Repeat the material below exactly, with no pictures.
——
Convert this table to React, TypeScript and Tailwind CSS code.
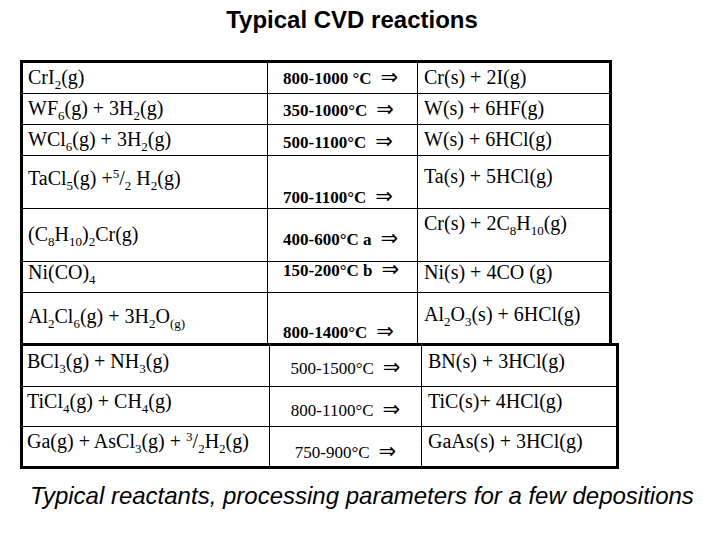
import type { ReactNode } from "react";

const Sub = ({ children }: { children: ReactNode }) => (
  <span className="relative top-[5px] text-[13px]">{children}</span>
);

const Sup = ({ children }: { children: ReactNode }) => (
  <span className="relative -top-[7px] text-[13px]">{children}</span>
);

const Arrow = () => (
  <span className="ml-[9px] font-['DejaVu_Sans',sans-serif] font-normal text-[21px] leading-[0px]">⇒</span>
);

type Row = {
  h: string;
  left: ReactNode;
  mid: ReactNode;
  right: ReactNode;
  lt: string;
  mt: string;
  rt: string;
};

const topRows: Row[] = [
  {
    h: "h-[30px]",
    left: <>CrI<Sub>2</Sub>(g)</>,
    mid: <>800-1000 °C</>,
    right: <>Cr(s) + 2I(g)</>,
    lt: "pt-[4px]",
    mt: "pt-[7px]",
    rt: "pt-[4px]",
  },
  {
    h: "h-[31px]",
    left: <>WF<Sub>6</Sub>(g) + 3H<Sub>2</Sub>(g)</>,
    mid: <>350-1000°C</>,
    right: <>W(s) + 6HF(g)</>,
    lt: "pt-[4px]",
    mt: "pt-[8px]",
    rt: "pt-[4px]",
  },
  {
    h: "h-[31px]",
    left: <>WCl<Sub>6</Sub>(g) + 3H<Sub>2</Sub>(g)</>,
    mid: <>500-1100°C</>,
    right: <>W(s) + 6HCl(g)</>,
    lt: "pt-[4px]",
    mt: "pt-[9px]",
    rt: "pt-[4px]",
  },
  {
    h: "h-[53px]",
    left: <>TaCl<Sub>5</Sub>(g) +<Sup>5</Sup>/<Sub>2</Sub> H<Sub>2</Sub>(g)</>,
    mid: <>700-1100°C</>,
    right: <>Ta(s) + 5HCl(g)</>,
    lt: "pt-[12px]",
    mt: "pt-[33px]",
    rt: "pt-[10px]",
  },
  {
    h: "h-[53px]",
    left: <>(C<Sub>8</Sub>H<Sub>10</Sub>)<Sub>2</Sub>Cr(g)</>,
    mid: <>400-600°C a</>,
    right: <>Cr(s) + 2C<Sub>8</Sub>H<Sub>10</Sub>(g)</>,
    lt: "pt-[15px]",
    mt: "pt-[22px]",
    rt: "pt-[4px]",
  },
  {
    h: "h-[31px]",
    left: <>Ni(CO)<Sub>4</Sub></>,
    mid: <>150-200°C b</>,
    right: <>Ni(s) + 4CO (g)</>,
    lt: "pt-[0px]",
    mt: "pt-[0px]",
    rt: "pt-[0px]",
  },
  {
    h: "h-[51px]",
    left: <>Al<Sub>2</Sub>Cl<Sub>6</Sub>(g) + 3H<Sub>2</Sub>O<Sub>(g)</Sub></>,
    mid: <>800-1400°C</>,
    right: <>Al<Sub>2</Sub>O<Sub>3</Sub>(s) + 6HCl(g)</>,
    lt: "pt-[13px]",
    mt: "pt-[31px]",
    rt: "pt-[11px]",
  },
];

const bottomRows: Row[] = [
  {
    h: "h-[40px]",
    left: <>BCl<Sub>3</Sub>(g) + NH<Sub>3</Sub>(g)</>,
    mid: <>500-1500°C</>,
    right: <>BN(s) + 3HCl(g)</>,
    lt: "pt-[5px]",
    mt: "pt-[14px]",
    rt: "pt-[5px]",
  },
  {
    h: "h-[40px]",
    left: <>TiCl<Sub>4</Sub>(g) + CH<Sub>4</Sub>(g)</>,
    mid: <>800-1100°C</>,
    right: <>TiC(s)+ 4HCl(g)</>,
    lt: "pt-[4px]",
    mt: "pt-[15px]",
    rt: "pt-[4px]",
  },
  {
    h: "h-[40px]",
    left: <>Ga(g) + AsCl<Sub>3</Sub>(g) + <Sup>3</Sup>/<Sub>2</Sub>H<Sub>2</Sub>(g)</>,
    mid: <>750-900°C</>,
    right: <>GaAs(s) + 3HCl(g)</>,
    lt: "pt-[4px]",
    mt: "pt-[17px]",
    rt: "pt-[4px]",
  },
];

export default function App() {
  return (
    <div className="w-[720px] h-[540px] bg-white text-black overflow-hidden">
      {/* Title */}
      <div className="h-[60px] pt-[6px]">
        <div className="w-[704px] text-center font-['Liberation_Sans',Arial,sans-serif] font-bold text-[24px] leading-[28px]">
          Typical CVD reactions
        </div>
      </div>

      <div className="pl-[20px] font-['Liberation_Serif','Times_New_Roman',serif]">
        {/* Upper table */}
        <div className="w-[592px] border-[3px] border-b-0 border-black">
          {topRows.map((r, i) => (
            <div
              key={i}
              className={`flex ${r.h} ${i > 0 ? "border-t border-black" : ""}`}
            >
              <div className={`w-[244px] pl-[5px] text-[20px] leading-[20px] whitespace-nowrap ${r.lt}`}>
                {r.left}
              </div>
              <div className={`w-[150px] border-l border-black pl-[15px] text-[17px] leading-[17px] font-bold whitespace-nowrap ${r.mt}`}>
                {r.mid}
                <Arrow />
              </div>
              <div className={`w-[192px] border-l border-black pl-[6px] text-[20px] leading-[20px] whitespace-nowrap ${r.rt}`}>
                {r.right}
              </div>
            </div>
          ))}
        </div>

        {/* Lower table */}
        <div className="w-[599px] border-[3px] border-black">
          {bottomRows.map((r, i) => (
            <div
              key={i}
              className={`flex ${r.h} ${i > 0 ? "border-t border-black" : ""}`}
            >
              <div className={`w-[246px] pl-[4px] text-[20px] leading-[20px] whitespace-nowrap ${r.lt}`}>
                {r.left}
              </div>
              <div className={`w-[152px] border-l border-black text-center text-[17px] leading-[17px] whitespace-nowrap ${r.mt}`}>
                {r.mid}
                <Arrow />
              </div>
              <div className={`w-[195px] border-l border-black pl-[6px] text-[20px] leading-[20px] whitespace-nowrap ${r.rt}`}>
                {r.right}
              </div>
            </div>
          ))}
        </div>
      </div>

      {/* Caption */}
      <div className="mt-[13px] pl-[30px] font-['Liberation_Sans',Arial,sans-serif] italic text-[24px] leading-[28px] whitespace-nowrap">
        Typical reactants, processing parameters for a few depositions
      </div>
    </div>
  );
}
——
- COMPLETE RESPONSE:
Convert this table to React, TypeScript and Tailwind CSS code.
import type { ReactNode } from "react";

const Sub = ({ children }: { children: ReactNode }) => (
  <span className="relative top-[5px] text-[13px]">{children}</span>
);

const Sup = ({ children }: { children: ReactNode }) => (
  <span className="relative -top-[7px] text-[13px]">{children}</span>
);

const Arrow = () => (
  <span className="ml-[9px] font-['DejaVu_Sans',sans-serif] font-normal text-[21px] leading-[0px]">⇒</span>
);

type Row = {
  h: string;
  left: ReactNode;
  mid: ReactNode;
  right: ReactNode;
  lt: string;
  mt: string;
  rt: string;
};

const topRows: Row[] = [
  {
    h: "h-[30px]",
    left: <>CrI<Sub>2</Sub>(g)</>,
    mid: <>800-1000 °C</>,
    right: <>Cr(s) + 2I(g)</>,
    lt: "pt-[4px]",
    mt: "pt-[7px]",
    rt: "pt-[4px]",
  },
  {
    h: "h-[31px]",
    left: <>WF<Sub>6</Sub>(g) + 3H<Sub>2</Sub>(g)</>,
    mid: <>350-1000°C</>,
    right: <>W(s) + 6HF(g)</>,
    lt: "pt-[4px]",
    mt: "pt-[8px]",
    rt: "pt-[4px]",
  },
  {
    h: "h-[31px]",
    left: <>WCl<Sub>6</Sub>(g) + 3H<Sub>2</Sub>(g)</>,
    mid: <>500-1100°C</>,
    right: <>W(s) + 6HCl(g)</>,
    lt: "pt-[4px]",
    mt: "pt-[9px]",
    rt: "pt-[4px]",
  },
  {
    h: "h-[53px]",
    left: <>TaCl<Sub>5</Sub>(g) +<Sup>5</Sup>/<Sub>2</Sub> H<Sub>2</Sub>(g)</>,
    mid: <>700-1100°C</>,
    right: <>Ta(s) + 5HCl(g)</>,
    lt: "pt-[12px]",
    mt: "pt-[33px]",
    rt: "pt-[10px]",
  },
  {
    h: "h-[53px]",
    left: <>(C<Sub>8</Sub>H<Sub>10</Sub>)<Sub>2</Sub>Cr(g)</>,
    mid: <>400-600°C a</>,
    right: <>Cr(s) + 2C<Sub>8</Sub>H<Sub>10</Sub>(g)</>,
    lt: "pt-[15px]",
    mt: "pt-[22px]",
    rt: "pt-[4px]",
  },
  {
    h: "h-[31px]",
    left: <>Ni(CO)<Sub>4</Sub></>,
    mid: <>150-200°C b</>,
    right: <>Ni(s) + 4CO (g)</>,
    lt: "pt-[0px]",
    mt: "pt-[0px]",
    rt: "pt-[0px]",
  },
  {
    h: "h-[51px]",
    left: <>Al<Sub>2</Sub>Cl<Sub>6</Sub>(g) + 3H<Sub>2</Sub>O<Sub>(g)</Sub></>,
    mid: <>800-1400°C</>,
    right: <>Al<Sub>2</Sub>O<Sub>3</Sub>(s) + 6HCl(g)</>,
    lt: "pt-[13px]",
    mt: "pt-[31px]",
    rt: "pt-[11px]",
  },
];

const bottomRows: Row[] = [
  {
    h: "h-[40px]",
    left: <>BCl<Sub>3</Sub>(g) + NH<Sub>3</Sub>(g)</>,
    mid: <>500-1500°C</>,
    right: <>BN(s) + 3HCl(g)</>,
    lt: "pt-[5px]",
    mt: "pt-[14px]",
    rt: "pt-[5px]",
  },
  {
    h: "h-[40px]",
    left: <>TiCl<Sub>4</Sub>(g) + CH<Sub>4</Sub>(g)</>,
    mid: <>800-1100°C</>,
    right: <>TiC(s)+ 4HCl(g)</>,
    lt: "pt-[4px]",
    mt: "pt-[15px]",
    rt: "pt-[4px]",
  },
  {
    h: "h-[40px]",
    left: <>Ga(g) + AsCl<Sub>3</Sub>(g) + <Sup>3</Sup>/<Sub>2</Sub>H<Sub>2</Sub>(g)</>,
    mid: <>750-900°C</>,
    right: <>GaAs(s) + 3HCl(g)</>,
    lt: "pt-[4px]",
    mt: "pt-[17px]",
    rt: "pt-[4px]",
  },
];

export default function App() {
  return (
    <div className="w-[720px] h-[540px] bg-white text-black overflow-hidden">
      {/* Title */}
      <div className="h-[60px] pt-[6px]">
        <div className="w-[704px] text-center font-['Liberation_Sans',Arial,sans-serif] font-bold text-[24px] leading-[28px]">
          Typical CVD reactions
        </div>
      </div>

      <div className="pl-[20px] font-['Liberation_Serif','Times_New_Roman',serif]">
        {/* Upper table */}
        <div className="w-[592px] border-[3px] border-b-0 border-black">
          {topRows.map((r, i) => (
            <div
              key={i}
              className={`flex ${r.h} ${i > 0 ? "border-t border-black" : ""}`}
            >
              <div className={`w-[244px] pl-[5px] text-[20px] leading-[20px] whitespace-nowrap ${r.lt}`}>
                {r.left}
              </div>
              <div className={`w-[150px] border-l border-black pl-[15px] text-[17px] leading-[17px] font-bold whitespace-nowrap ${r.mt}`}>
                {r.mid}
                <Arrow />
              </div>
              <div className={`w-[192px] border-l border-black pl-[6px] text-[20px] leading-[20px] whitespace-nowrap ${r.rt}`}>
                {r.right}
              </div>
            </div>
          ))}
        </div>

        {/* Lower table */}
        <div className="w-[599px] border-[3px] border-black">
          {bottomRows.map((r, i) => (
            <div
              key={i}
              className={`flex ${r.h} ${i > 0 ? "border-t border-black" : ""}`}
            >
              <div className={`w-[246px] pl-[4px] text-[20px] leading-[20px] whitespace-nowrap ${r.lt}`}>
                {r.left}
              </div>
              <div className={`w-[152px] border-l border-black text-center text-[17px] leading-[17px] whitespace-nowrap ${r.mt}`}>
                {r.mid}
                <Arrow />
              </div>
              <div className={`w-[195px] border-l border-black pl-[6px] text-[20px] leading-[20px] whitespace-nowrap ${r.rt}`}>
                {r.right}
              </div>
            </div>
          ))}
        </div>
      </div>

      {/* Caption */}
      <div className="mt-[13px] pl-[30px] font-['Liberation_Sans',Arial,sans-serif] italic text-[24px] leading-[28px] whitespace-nowrap">
        Typical reactants, processing parameters for a few depositions
      </div>
    </div>
  );
}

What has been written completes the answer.